Soul searching: From Ibiza to the Norfolk Broads @waterlooeast @ibizabowie


If music is the soundtrack to our lives, From Ibiza to the Norfolk Broads puts Bowie as the soundtrack for eccentrics, outcasts or just troubled teens.

Adrian Berry’s fascinating play covers a young Bowie fan's pilgrimage to London. He visits his music idol’s London haunts.

It’s part journey of discovering who he is, but also a desire to connect to his father with the music of his hero.

As Martin, Alex Walton contorts and moves about the stage as the lanky awkward teen and occasional other character on the journey. As the sole performer he captures the spirit of the young fan and the people he encounters. But he also engages you as a storyteller of this young man’s journey to London.

Along the way there are Bowie songs, therapy sessions about bulimia and a dream sequence where he speaks to Bowie. The conversation with the other-worldly Bowie is a pre-recorded voice supplied by Rob Newman. Projections of album covers, London locations also hit us along the way.

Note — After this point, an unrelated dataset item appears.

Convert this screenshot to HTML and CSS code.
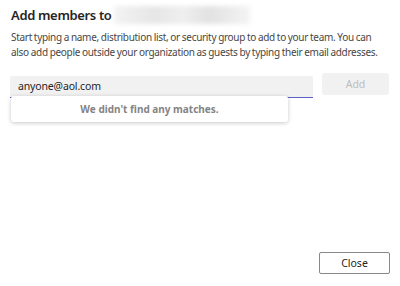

It is a simple premise that works well in the space of the Waterloo East Theatre. There isn't much to the staging but some simple projections and a few blocks but it is evocative thanks to Walton's performance.

The pilgrimage to sites across London where Bowie lived and work tends to drag (and take the focus off Martin). But the search for the meaning of life through the music of Bowie can’t be a bad thing. And it will have you recalling the days of spending all your spare money on records (if you’re old enough).

It's a short piece and worth a look. Written and directed by Adrian Berry, From Ibiza to the Norfolk Broads is at the Waterloo East Theatre until 6 November. It then embarks on a tour that runs through to December.